Output the first line of the listing and each line after it, up to and including the line that contains "import React from", exactly as written, minus the pictures.

*** Records for this exercise

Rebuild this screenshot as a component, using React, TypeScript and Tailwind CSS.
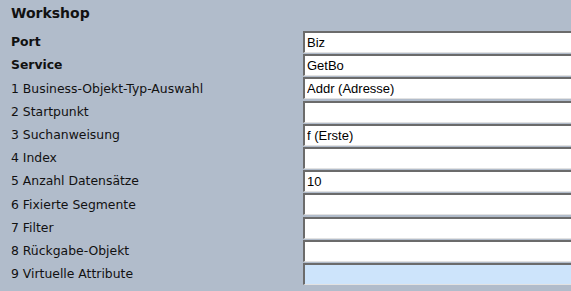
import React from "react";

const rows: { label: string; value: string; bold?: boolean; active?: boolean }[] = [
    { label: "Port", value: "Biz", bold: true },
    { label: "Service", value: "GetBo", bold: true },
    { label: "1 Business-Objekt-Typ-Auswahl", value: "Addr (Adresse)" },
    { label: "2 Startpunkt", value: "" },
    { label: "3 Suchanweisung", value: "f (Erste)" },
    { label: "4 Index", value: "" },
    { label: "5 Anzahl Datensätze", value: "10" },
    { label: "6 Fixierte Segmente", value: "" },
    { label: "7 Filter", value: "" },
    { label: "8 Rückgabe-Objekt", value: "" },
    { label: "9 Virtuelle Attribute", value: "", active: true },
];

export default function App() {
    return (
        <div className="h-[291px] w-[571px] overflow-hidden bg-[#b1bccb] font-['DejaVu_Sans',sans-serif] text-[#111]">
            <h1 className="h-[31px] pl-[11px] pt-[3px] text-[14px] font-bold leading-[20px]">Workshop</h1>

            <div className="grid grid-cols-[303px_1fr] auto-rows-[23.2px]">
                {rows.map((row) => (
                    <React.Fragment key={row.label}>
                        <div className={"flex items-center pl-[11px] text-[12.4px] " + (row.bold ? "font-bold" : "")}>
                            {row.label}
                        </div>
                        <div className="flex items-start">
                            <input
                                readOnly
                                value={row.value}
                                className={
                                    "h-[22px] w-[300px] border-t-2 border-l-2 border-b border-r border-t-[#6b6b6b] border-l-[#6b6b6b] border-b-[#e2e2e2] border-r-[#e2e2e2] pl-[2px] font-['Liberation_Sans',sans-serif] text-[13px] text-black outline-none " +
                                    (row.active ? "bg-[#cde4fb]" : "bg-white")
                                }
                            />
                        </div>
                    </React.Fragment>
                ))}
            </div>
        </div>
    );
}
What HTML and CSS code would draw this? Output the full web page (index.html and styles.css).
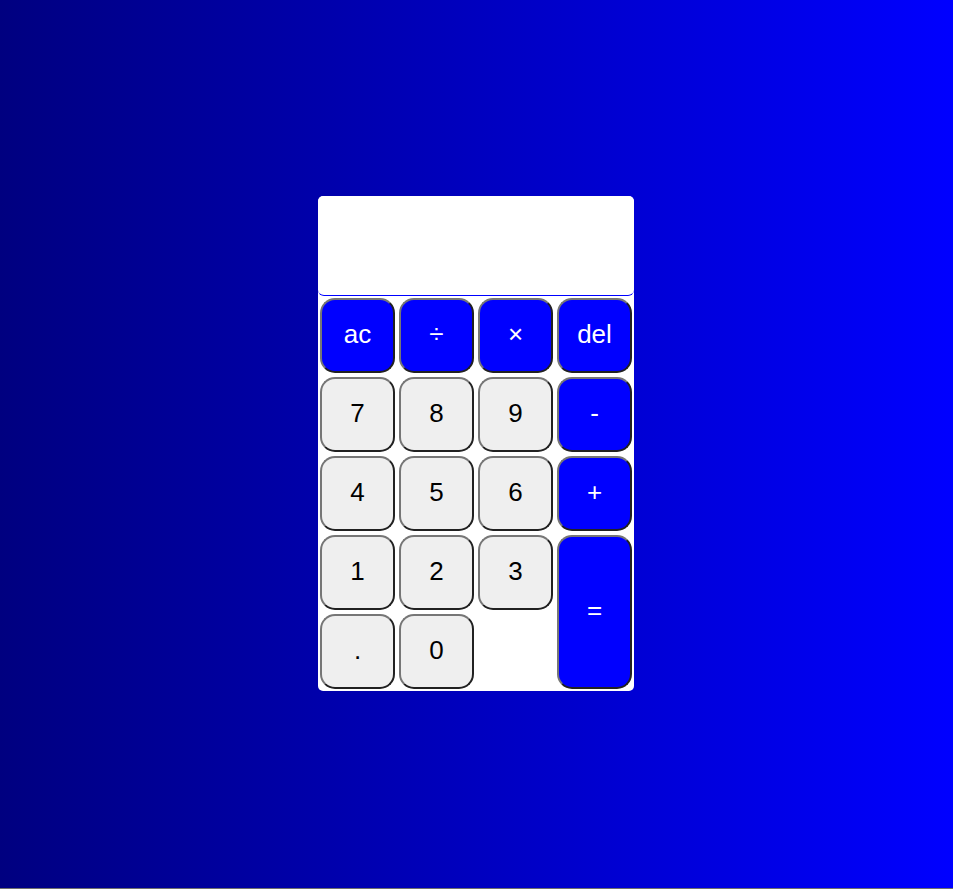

******

## Problem solution
Rebuild this screenshot as a component, using React, TypeScript and Tailwind CSS.
import React from "react";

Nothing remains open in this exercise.